-- START OF Collected data --
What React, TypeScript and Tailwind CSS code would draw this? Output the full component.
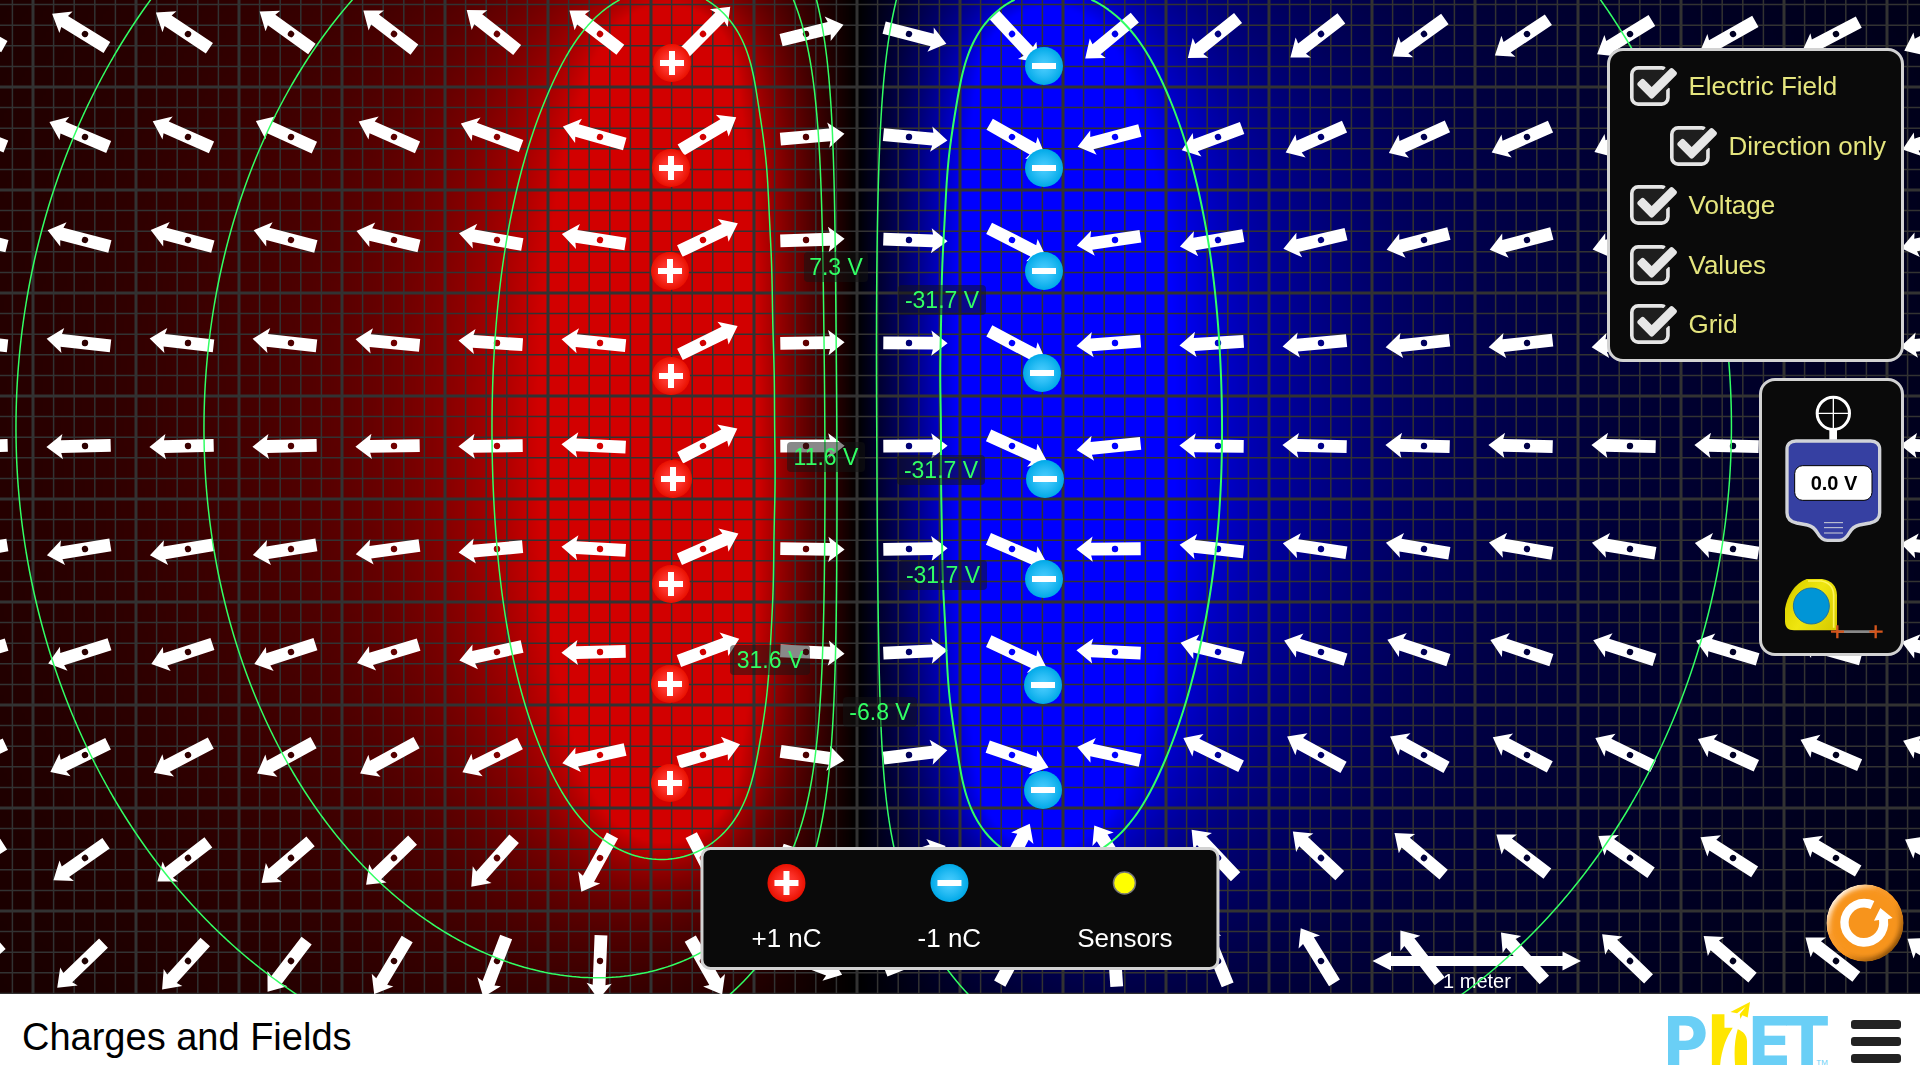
import { useLayoutEffect, useMemo, useRef, useState } from 'react';
import type { ReactNode } from 'react';

const WIDTH = 1920;
const HEIGHT = 994;
const UNIT = 103; // half a meter
const PIXELS_PER_METER = 206;
const ORIGIN_X = 960;
const ORIGIN_Y = 499;

type Charge = { x: number; y: number; q: number };

const CHARGES: Charge[] = [
  { x: 672, y: 63, q: 1 },
  { x: 671, y: 168, q: 1 },
  { x: 670, y: 271, q: 1 },
  { x: 671, y: 376, q: 1 },
  { x: 673, y: 479, q: 1 },
  { x: 671, y: 584, q: 1 },
  { x: 670, y: 684, q: 1 },
  { x: 670, y: 783, q: 1 },
  { x: 1044, y: 66, q: -1 },
  { x: 1044, y: 168, q: -1 },
  { x: 1044, y: 271, q: -1 },
  { x: 1042, y: 373, q: -1 },
  { x: 1045, y: 479, q: -1 },
  { x: 1044, y: 579, q: -1 },
  { x: 1043, y: 685, q: -1 },
  { x: 1043, y: 790, q: -1 },
];

const LABELS = [
  { text: '7.3 V', x: 836, y: 267, width: 64 },
  { text: '-31.7 V', x: 942, y: 300, width: 88 },
  { text: '11.6 V', x: 826, y: 457, width: 78 },
  { text: '-31.7 V', x: 941, y: 470, width: 88 },
  { text: '-31.7 V', x: 943, y: 575, width: 88 },
  { text: '31.6 V', x: 770, y: 660, width: 80 },
  { text: '-6.8 V', x: 880, y: 712, width: 74 },
];

// Each equipotential line passes through one of these points.
const LINE_POINTS = [
  { x: 16, y: 422, stroke: 1.5 },
  { x: 204, y: 422, stroke: 1.5 },
  { x: 492, y: 422, stroke: 1.5 },
  { x: 1222, y: 422, stroke: 2 },
  { x: 1731, y: 400, stroke: 1.5 },
];

function potential(x: number, y: number) {
  let v = 0;
  for (const c of CHARGES) {
    const r = Math.max(Math.hypot(x - c.x, y - c.y), 1) / PIXELS_PER_METER;
    v += (9 * c.q) / r;
  }
  return v;
}

function fieldAngle(x: number, y: number) {
  let ex = 0;
  let ey = 0;
  for (const c of CHARGES) {
    const dx = x - c.x;
    const dy = y - c.y;
    const r3 = Math.pow(Math.max(Math.hypot(dx, dy), 1), 3);
    ex += (c.q * dx) / r3;
    ey += (c.q * dy) / r3;
  }
  return (Math.atan2(ey, ex) * 180) / Math.PI;
}

function contourPaths(levels: number[]) {
  const step = 4;
  const cols = Math.ceil(WIDTH / step) + 2;
  const rows = Math.ceil(HEIGHT / step) + 2;
  const v = new Float64Array(cols * rows);
  for (let j = 0; j < rows; j++) {
    for (let i = 0; i < cols; i++) v[j * cols + i] = potential(i * step, j * step);
  }
  return levels.map((level) => {
    const parts: string[] = [];
    for (let j = 0; j < rows - 1; j++) {
      for (let i = 0; i < cols - 1; i++) {
        const a = v[j * cols + i] - level;
        const b = v[j * cols + i + 1] - level;
        const c = v[(j + 1) * cols + i + 1] - level;
        const d = v[(j + 1) * cols + i] - level;
        const points: string[] = [];
        const add = (px: number, py: number) =>
          points.push(`${(px * step).toFixed(2)} ${(py * step).toFixed(2)}`);
        if (a > 0 !== b > 0) add(i + a / (a - b), j);
        if (b > 0 !== c > 0) add(i + 1, j + b / (b - c));
        if (d > 0 !== c > 0) add(i + d / (d - c), j + 1);
        if (a > 0 !== d > 0) add(i, j + a / (a - d));
        for (let k = 0; k + 1 < points.length; k += 2) parts.push(`M${points[k]}L${points[k + 1]}`);
      }
    }
    return parts.join('');
  });
}

function gridPath(spacing: number) {
  let d = '';
  for (let k = -Math.ceil(ORIGIN_X / spacing); k * spacing + ORIGIN_X <= WIDTH; k++) {
    d += `M${(ORIGIN_X + k * spacing).toFixed(1)} 0V${HEIGHT}`;
  }
  for (let k = -Math.ceil(ORIGIN_Y / spacing); k * spacing + ORIGIN_Y <= HEIGHT; k++) {
    d += `M0 ${(ORIGIN_Y + k * spacing).toFixed(1)}H${WIDTH}`;
  }
  return d;
}

function VoltageMap() {
  const ref = useRef<HTMLCanvasElement>(null);
  useLayoutEffect(() => {
    const canvas = ref.current;
    const ctx = canvas?.getContext('2d');
    if (!canvas || !ctx) return;
    const { width, height } = canvas;
    const image = ctx.createImageData(width, height);
    for (let j = 0; j < height; j++) {
      for (let i = 0; i < width; i++) {
        const v = potential(((i + 0.5) * WIDTH) / width, ((j + 0.5) * HEIGHT) / height);
        const t = Math.min(Math.abs(v) / 40, 1);
        const k = (j * width + i) * 4;
        if (v > 0) image.data[k] = 210 * t;
        else image.data[k + 2] = 255 * t;
        image.data[k + 3] = 255;
      }
    }
    ctx.putImageData(image, 0, 0);
  }, []);
  return <canvas ref={ref} width={640} height={331} className="absolute inset-0 h-full w-full object-cover" />;
}

function ChargeShape({ positive }: { positive: boolean }) {
  return (
    <>
      <circle r="19" fill={positive ? 'url(#positive)' : 'url(#negative)'} />
      <rect x="-12" y="-3" width="24" height="6" fill="#fff" />
      {positive && <rect x="-3" y="-12" width="6" height="24" fill="#fff" />}
    </>
  );
}

type Options = { field: boolean; direction: boolean; voltage: boolean; values: boolean; grid: boolean };

function Scene({ options }: { options: Options }) {
  const lines = useMemo(() => contourPaths(LINE_POINTS.map((p) => potential(p.x, p.y))), []);
  const minor = useMemo(() => gridPath(UNIT / 5), []);
  const major = useMemo(() => gridPath(UNIT), []);
  const arrows = useMemo(() => {
    const list: { x: number; y: number; angle: number }[] = [];
    for (let j = 0; j < 10; j++) {
      for (let i = 0; i < 20; i++) {
        const x = i * UNIT - 18;
        const y = j * UNIT + 34;
        list.push({ x, y, angle: fieldAngle(x, y) });
      }
    }
    return list;
  }, []);

  return (
    <svg
      viewBox="0 0 1920 994"
      preserveAspectRatio="xMidYMid slice"
      className="absolute inset-0 h-full w-full font-['Liberation_Sans',Arial,sans-serif]"
      role="img"
      aria-label="Electric field of two rows of charges"
    >
      <defs>
        <radialGradient id="positive">
          <stop offset="0" stopColor="#ff4343" />
          <stop offset="0.5" stopColor="#fb3027" />
          <stop offset="1" stopColor="#e91000" />
        </radialGradient>
        <radialGradient id="negative">
          <stop offset="0" stopColor="#4fcfff" />
          <stop offset="0.5" stopColor="#2cbef5" />
          <stop offset="1" stopColor="#00a9e8" />
        </radialGradient>
      </defs>
      {options.grid && (
        <g fill="none" stroke="#323232">
          <path d={minor} strokeWidth="1.5" />
          <path d={major} strokeWidth="3" />
        </g>
      )}
      {options.field && (
        <g fill="#fff" fillRule="evenodd">
          {arrows.map((a) => (
            <path
              key={`${a.x},${a.y}`}
              transform={`translate(${a.x} ${a.y}) rotate(${a.angle.toFixed(2)})`}
              d="M-25.7-6.4H23.9L22.3-12.6L38.6 0L22.3 12.6L23.9 6.4H-25.7ZM3.2 0A3.2 3.2 0 1 0-3.2 0A3.2 3.2 0 1 0 3.2 0Z"
            />
          ))}
        </g>
      )}
      {options.grid && (
        <g fill="#fff">
          <path d="M1372.5 961L1391 951.5V956H1562.5V951.5L1581 961L1562.5 970.5V966H1391V970.5Z" />
          <text x="1477" y="988" fontSize="20" textAnchor="middle">
            1 meter
          </text>
        </g>
      )}
      <g fill="none" stroke="#32ff64" strokeLinecap="round">
        {lines.map((d, i) => (
          <path key={i} d={d} strokeWidth={LINE_POINTS[i].stroke} />
        ))}
      </g>
      {CHARGES.map((c) => (
        <g key={`${c.x},${c.y}`} transform={`translate(${c.x} ${c.y})`}>
          <ChargeShape positive={c.q > 0} />
        </g>
      ))}
      {options.values &&
        LABELS.map((l) => (
          <g key={`${l.x},${l.y}`}>
            <rect x={l.x - l.width / 2} y={l.y - 15} width={l.width} height="30" rx="4" fill="#141414" fillOpacity="0.5" />
            <text x={l.x} y={l.y + 8} fontSize="23" textAnchor="middle" fill="#32ff64">
              {l.text}
            </text>
          </g>
        ))}
    </svg>
  );
}

function Panel({ className, children }: { className: string; children: ReactNode }) {
  return <div className={`absolute border-[3px] border-[#d2d2d2] bg-[#0a0a0a] ${className}`}>{children}</div>;
}

function CheckRow(props: { label: string; checked: boolean; onChange: () => void; indent?: boolean }) {
  const { label, checked, onChange, indent } = props;
  return (
    <label
      className={`relative flex h-[42px] cursor-pointer items-center gap-[11px] text-[26px] leading-[30px] text-[#e5e57e] ${indent ? 'ml-10' : ''}`}
    >
      <input type="checkbox" checked={checked} onChange={onChange} className="absolute h-10 w-10 cursor-pointer appearance-none" />
      <svg viewBox="64 128 1664 1408" className="pointer-events-none relative h-10 w-[47px] shrink-0" aria-hidden="true">
        <rect x="100" y="160" width="1320" height="1340" rx="200" fill="#1e1e1e" />
        {checked ? (
          <path
            fill="#e6e6e6"
            d="M1472 930v318q0 119-84.500 203.500t-203.500 84.500h-832q-119 0-203.500-84.500t-84.500-203.500v-832q0-119 84.500-203.500t203.500-84.500h832q63 0 117 25 15 7 18 23 3 17-9 29l-49 49q-10 10-23 10-3 0-9-2-23-6-45-6h-832q-66 0-113 47t-47 113v832q0 66 47 113t113 47h832q66 0 113-47t47-113v-254q0-13 9-22l64-64q10-10 23-10 6 0 12 3 20 8 20 29zm231-489l-814 814q-24 24-57 24t-57-24l-430-430q-24-24-24-57t24-57l110-110q24-24 57-24t57 24l263 263 647-647q24-24 57-24t57 24l110 110q24 24 24 57t-24 57z"
          />
        ) : (
          <rect x="128" y="192" width="1280" height="1280" rx="224" fill="none" stroke="#e6e6e6" strokeWidth="128" />
        )}
      </svg>
      <span className="whitespace-nowrap">{label}</span>
    </label>
  );
}

function Voltmeter() {
  return (
    <svg viewBox="135 105 291 444" className="h-[148px] w-[97px]" aria-hidden="true">
      <rect x="268" y="205" width="23" height="40" fill="#fff" />
      <circle cx="280" cy="160" r="48.500" fill="#0a0a0a" stroke="#fff" strokeWidth="9" />
      <path d="M280 113V207M233 160H327" stroke="#fff" strokeWidth="4" />
      <path
        d="M168 243H392C409 243 419 253 419 268V458C419 474 408 485 390 489L358 495C344 498 334 507 327 520C319 535 312 541 298 541H262C248 541 241 535 233 520C226 507 216 498 202 495L170 489C152 485 141 474 141 458V268C141 253 151 243 168 243Z"
        fill="#3640a2"
        stroke="#d1d3d8"
        strokeWidth="10"
      />
      <rect x="164" y="317" width="232" height="104" rx="24" fill="#fff" stroke="#000" strokeWidth="3" />
      <path d="M252 488H309M252 503H309M252 519H309" stroke="#d1d3d8" strokeWidth="3" />
      <text x="282" y="391" textAnchor="middle" fontSize="60" fontWeight="bold" fill="#000">
        0.0 V
      </text>
    </svg>
  );
}

function TapeMeasure() {
  return (
    <svg viewBox="135 655 297 183" className="h-[61px] w-[99px]" aria-hidden="true">
      <defs>
        <linearGradient id="tape" x1="0" y1="0.2" x2="1" y2="0.8">
          <stop offset="0" stopColor="#a89c00" />
          <stop offset="0.150" stopColor="#e0d600" />
          <stop offset="0.500" stopColor="#efe610" />
          <stop offset="1" stopColor="#d8cc00" />
        </linearGradient>
      </defs>
      <path
        d="M200 658H246C274 662 290 678 291 706V812H162C143 812 135 802 135 785V748C140 712 164 670 200 658Z"
        fill="url(#tape)"
      />
      <path d="M204 664H243C268 668 280 682 281 706V804" fill="none" stroke="#fff45a" strokeWidth="5" />
      <circle cx="214" cy="739" r="54" fill="#0095d6" stroke="#23739a" strokeWidth="3" />
      <path d="M292 816H407" stroke="#888" strokeWidth="8" />
      <path d="M273 816H312M292 797V836M388 816H428M407 797V836" stroke="#d4551c" strokeWidth="7" />
    </svg>
  );
}

function ResetIcon() {
  return (
    <svg viewBox="18 27 234 234" className="h-[78px] w-[78px]" aria-hidden="true">
      <defs>
        <linearGradient id="shine" x1="0.150" y1="0.150" x2="0.850" y2="0.850">
          <stop offset="0" stopColor="#fff3e4" />
          <stop offset="0.300" stopColor="#f99d33" />
          <stop offset="0.600" stopColor="#f7941e" />
          <stop offset="1" stopColor="#8f520a" />
        </linearGradient>
        <filter id="soft" x="-10%" y="-10%" width="120%" height="120%">
          <feGaussianBlur stdDeviation="7" />
        </filter>
        <clipPath id="disc">
          <circle cx="135" cy="144" r="116" />
        </clipPath>
      </defs>
      <g clipPath="url(#disc)">
        <circle cx="135" cy="144" r="116" fill="url(#shine)" />
        <circle cx="135" cy="144" r="103" fill="#f7941e" filter="url(#soft)" />
      </g>
      <path d="M163 78A72 72 0 1 0 204 133L218 129L181 99L162 137L177 135A46 46 0 1 1 152 102Z" fill="#fff" />
    </svg>
  );
}

function Logo() {
  return (
    <svg viewBox="84 36 482 190" className="h-[63px] w-[160px]" role="img" aria-label="PhET">
      <g fill="#6acff6" fontFamily="Inter, sans-serif" fontWeight="800" fontSize="204">
        <text x="71" y="226">
          P
        </text>
        <text x="328" y="226">
          E
        </text>
        <text x="434" y="226">
          T
        </text>
      </g>
      <text x="531" y="226" fill="#6acff6" fontSize="24">
        TM
      </text>
      <path
        d="M216 73H254V114H279C260 142 245 180 241 226H216ZM294 118C310 124 322 136 322 156V226H286C283 190 284 150 294 118ZM272 66L331 36L324 83L308 76L302 87L300 73L318 50L292 70Z"
        fill="#ffe600"
      />
    </svg>
  );
}

function SourceItem({ label, children }: { label: string; children: ReactNode }) {
  return (
    <button type="button" className="flex cursor-pointer flex-col items-center gap-5">
      <svg viewBox="-20 -20 40 40" className="h-10 w-10" aria-hidden="true">
        {children}
      </svg>
      <span className="text-[26px] leading-[30px] text-white">{label}</span>
    </button>
  );
}

export default function App() {
  const [options, setOptions] = useState<Options>({
    field: true,
    direction: true,
    voltage: true,
    values: true,
    grid: true,
  });
  const toggle = (key: keyof Options) => () => setOptions((o) => ({ ...o, [key]: !o[key] }));

  return (
    <div className="flex h-screen flex-col overflow-hidden bg-white font-['Liberation_Sans',Arial,sans-serif]">
      <main className="relative flex-1 overflow-hidden bg-black">
        {options.voltage && <VoltageMap />}
        <Scene options={options} />

        <Panel className="top-12 right-4 flex min-h-[314px] flex-col justify-between rounded-2xl py-[14px] pr-[15px] pl-5">
          <CheckRow label="Electric Field" checked={options.field} onChange={toggle('field')} />
          <CheckRow label="Direction only" checked={options.direction} onChange={toggle('direction')} indent />
          <CheckRow label="Voltage" checked={options.voltage} onChange={toggle('voltage')} />
          <CheckRow label="Values" checked={options.values} onChange={toggle('values')} />
          <CheckRow label="Grid" checked={options.grid} onChange={toggle('grid')} />
        </Panel>

        <Panel className="top-[378px] right-4 flex flex-col gap-[35px] rounded-2xl py-[14px] pr-[17px] pl-[23px]">
          <button type="button" aria-label="Voltage sensor" className="cursor-pointer">
            <Voltmeter />
          </button>
          <button type="button" aria-label="Measuring tape" className="cursor-pointer">
            <TapeMeasure />
          </button>
        </Panel>

        <Panel className="bottom-6 left-1/2 flex -translate-x-1/2 justify-center gap-24 rounded-[10px] pt-[13px] pr-11 pb-[14px] pl-12">
          <SourceItem label="+1 nC">
            <ChargeShape positive />
          </SourceItem>
          <SourceItem label="-1 nC">
            <ChargeShape positive={false} />
          </SourceItem>
          <SourceItem label="Sensors">
            <circle r="11" fill="#ff0" stroke="#777" strokeWidth="1.5" />
          </SourceItem>
        </Panel>

        <button type="button" aria-label="Reset all" className="absolute right-4 bottom-8 cursor-pointer rounded-full">
          <ResetIcon />
        </button>
      </main>

      <footer className="flex h-[86px] shrink-0 items-center justify-between pr-[19px] pl-[22px]">
        <h1 className="text-[38px] leading-[44px] text-black">Charges and Fields</h1>
        <div className="flex items-center gap-[23px]">
          <button type="button" className="-mt-2 cursor-pointer">
            <Logo />
          </button>
          <button type="button" aria-label="Menu" className="flex w-[50px] cursor-pointer flex-col gap-2 pt-2">
            <span className="h-[9px] rounded-[3px] bg-[#222]" />
            <span className="h-[9px] rounded-[3px] bg-[#222]" />
            <span className="h-[9px] rounded-[3px] bg-[#222]" />
          </button>
        </div>
      </footer>
    </div>
  );
}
-- END OF Collected data --
### What the exercise asks
Copy nothing but the lines from the top of the data down to the line containing "number; q: number", and leave the pictures out.

### Reply to the exercise
What React, TypeScript and Tailwind CSS code would draw this? Output the full component.
import { useLayoutEffect, useMemo, useRef, useState } from 'react';
import type { ReactNode } from 'react';

const WIDTH = 1920;
const HEIGHT = 994;
const UNIT = 103; // half a meter
const PIXELS_PER_METER = 206;
const ORIGIN_X = 960;
const ORIGIN_Y = 499;

type Charge = { x: number; y: number; q: number };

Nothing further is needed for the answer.